## Stated exercise
Give back the full listing, character for character, with no pictures.

** Begin Provided material **

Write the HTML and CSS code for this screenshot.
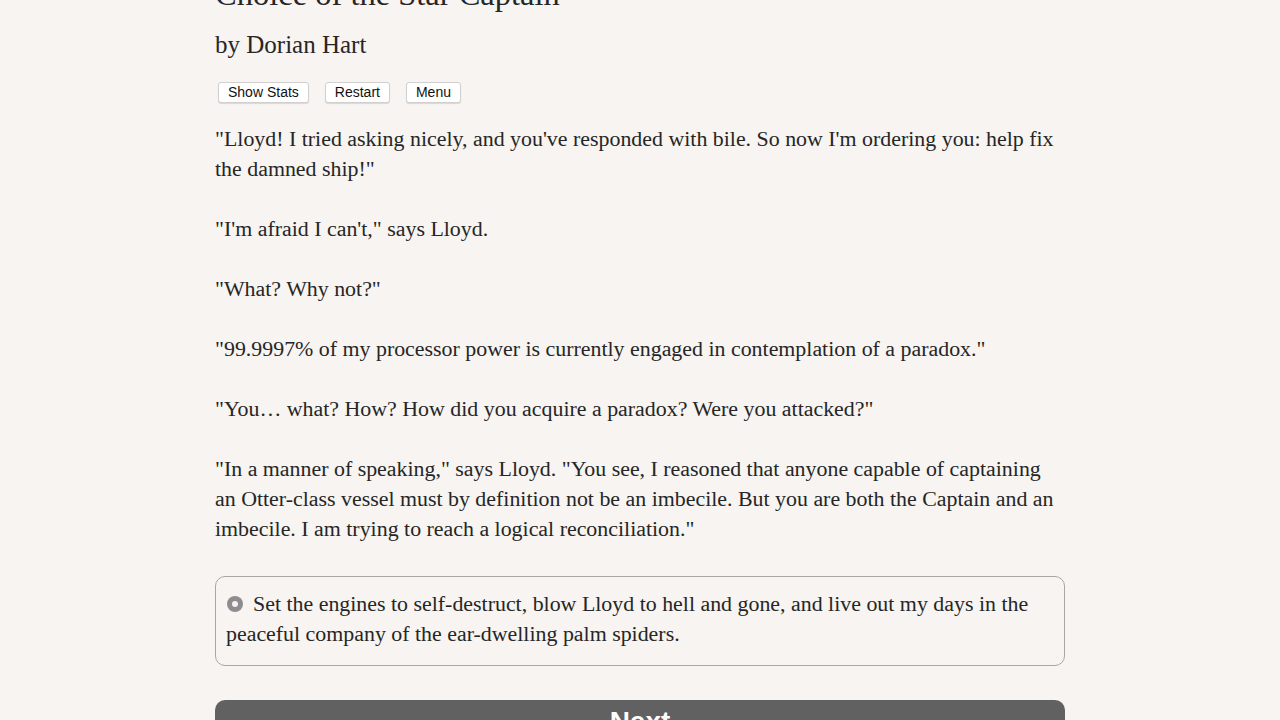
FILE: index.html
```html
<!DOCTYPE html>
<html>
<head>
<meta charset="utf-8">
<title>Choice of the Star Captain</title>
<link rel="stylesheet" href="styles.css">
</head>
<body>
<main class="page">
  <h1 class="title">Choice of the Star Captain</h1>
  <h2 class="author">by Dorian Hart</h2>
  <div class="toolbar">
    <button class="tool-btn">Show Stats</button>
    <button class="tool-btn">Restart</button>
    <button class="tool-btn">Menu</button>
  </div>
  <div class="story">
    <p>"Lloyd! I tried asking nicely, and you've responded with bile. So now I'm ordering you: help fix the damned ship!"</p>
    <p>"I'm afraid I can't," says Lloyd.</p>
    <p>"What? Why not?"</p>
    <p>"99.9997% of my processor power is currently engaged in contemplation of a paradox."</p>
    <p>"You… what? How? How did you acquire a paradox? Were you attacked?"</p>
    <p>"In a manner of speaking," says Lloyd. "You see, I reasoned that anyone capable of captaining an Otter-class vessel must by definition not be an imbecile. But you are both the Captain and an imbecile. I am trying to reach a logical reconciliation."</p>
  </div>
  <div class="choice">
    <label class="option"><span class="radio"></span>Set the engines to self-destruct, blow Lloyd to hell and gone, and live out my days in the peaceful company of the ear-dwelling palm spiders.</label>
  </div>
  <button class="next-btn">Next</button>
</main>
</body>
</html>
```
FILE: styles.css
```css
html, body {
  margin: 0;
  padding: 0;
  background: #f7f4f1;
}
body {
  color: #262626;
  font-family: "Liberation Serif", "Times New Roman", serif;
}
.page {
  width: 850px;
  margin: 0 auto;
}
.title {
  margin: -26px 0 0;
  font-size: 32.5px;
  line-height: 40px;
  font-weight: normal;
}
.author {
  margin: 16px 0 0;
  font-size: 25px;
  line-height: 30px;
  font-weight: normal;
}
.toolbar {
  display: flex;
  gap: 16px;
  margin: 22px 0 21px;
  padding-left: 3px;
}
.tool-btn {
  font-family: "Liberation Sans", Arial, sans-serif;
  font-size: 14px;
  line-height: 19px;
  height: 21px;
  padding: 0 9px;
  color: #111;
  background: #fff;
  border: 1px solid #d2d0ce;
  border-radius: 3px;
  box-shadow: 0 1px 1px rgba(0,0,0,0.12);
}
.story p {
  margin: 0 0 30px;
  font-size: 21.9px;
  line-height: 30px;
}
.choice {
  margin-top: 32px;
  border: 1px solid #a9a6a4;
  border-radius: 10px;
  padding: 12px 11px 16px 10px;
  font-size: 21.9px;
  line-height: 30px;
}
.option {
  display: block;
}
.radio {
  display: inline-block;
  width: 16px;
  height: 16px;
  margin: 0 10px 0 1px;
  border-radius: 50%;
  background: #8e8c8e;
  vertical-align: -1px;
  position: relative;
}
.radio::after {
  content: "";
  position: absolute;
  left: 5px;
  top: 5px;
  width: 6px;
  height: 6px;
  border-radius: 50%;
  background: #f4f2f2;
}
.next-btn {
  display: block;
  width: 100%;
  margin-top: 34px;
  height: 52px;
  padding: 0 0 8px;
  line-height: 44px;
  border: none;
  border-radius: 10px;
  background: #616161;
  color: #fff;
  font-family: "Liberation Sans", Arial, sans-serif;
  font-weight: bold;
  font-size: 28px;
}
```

** End Provided material **

## Exercise output
Write the HTML and CSS code for this screenshot.
FILE: index.html
```html
<!DOCTYPE html>
<html>
<head>
<meta charset="utf-8">
<title>Choice of the Star Captain</title>
<link rel="stylesheet" href="styles.css">
</head>
<body>
<main class="page">
  <h1 class="title">Choice of the Star Captain</h1>
  <h2 class="author">by Dorian Hart</h2>
  <div class="toolbar">
    <button class="tool-btn">Show Stats</button>
    <button class="tool-btn">Restart</button>
    <button class="tool-btn">Menu</button>
  </div>
  <div class="story">
    <p>"Lloyd! I tried asking nicely, and you've responded with bile. So now I'm ordering you: help fix the damned ship!"</p>
    <p>"I'm afraid I can't," says Lloyd.</p>
    <p>"What? Why not?"</p>
    <p>"99.9997% of my processor power is currently engaged in contemplation of a paradox."</p>
    <p>"You… what? How? How did you acquire a paradox? Were you attacked?"</p>
    <p>"In a manner of speaking," says Lloyd. "You see, I reasoned that anyone capable of captaining an Otter-class vessel must by definition not be an imbecile. But you are both the Captain and an imbecile. I am trying to reach a logical reconciliation."</p>
  </div>
  <div class="choice">
    <label class="option"><span class="radio"></span>Set the engines to self-destruct, blow Lloyd to hell and gone, and live out my days in the peaceful company of the ear-dwelling palm spiders.</label>
  </div>
  <button class="next-btn">Next</button>
</main>
</body>
</html>
```
FILE: styles.css
```css
html, body {
  margin: 0;
  padding: 0;
  background: #f7f4f1;
}
body {
  color: #262626;
  font-family: "Liberation Serif", "Times New Roman", serif;
}
.page {
  width: 850px;
  margin: 0 auto;
}
.title {
  margin: -26px 0 0;
  font-size: 32.5px;
  line-height: 40px;
  font-weight: normal;
}
.author {
  margin: 16px 0 0;
  font-size: 25px;
  line-height: 30px;
  font-weight: normal;
}
.toolbar {
  display: flex;
  gap: 16px;
  margin: 22px 0 21px;
  padding-left: 3px;
}
.tool-btn {
  font-family: "Liberation Sans", Arial, sans-serif;
  font-size: 14px;
  line-height: 19px;
  height: 21px;
  padding: 0 9px;
  color: #111;
  background: #fff;
  border: 1px solid #d2d0ce;
  border-radius: 3px;
  box-shadow: 0 1px 1px rgba(0,0,0,0.12);
}
.story p {
  margin: 0 0 30px;
  font-size: 21.9px;
  line-height: 30px;
}
.choice {
  margin-top: 32px;
  border: 1px solid #a9a6a4;
  border-radius: 10px;
  padding: 12px 11px 16px 10px;
  font-size: 21.9px;
  line-height: 30px;
}
.option {
  display: block;
}
.radio {
  display: inline-block;
  width: 16px;
  height: 16px;
  margin: 0 10px 0 1px;
  border-radius: 50%;
  background: #8e8c8e;
  vertical-align: -1px;
  position: relative;
}
.radio::after {
  content: "";
  position: absolute;
  left: 5px;
  top: 5px;
  width: 6px;
  height: 6px;
  border-radius: 50%;
  background: #f4f2f2;
}
.next-btn {
  display: block;
  width: 100%;
  margin-top: 34px;
  height: 52px;
  padding: 0 0 8px;
  line-height: 44px;
  border: none;
  border-radius: 10px;
  background: #616161;
  color: #fff;
  font-family: "Liberation Sans", Arial, sans-serif;
  font-weight: bold;
  font-size: 28px;
}
```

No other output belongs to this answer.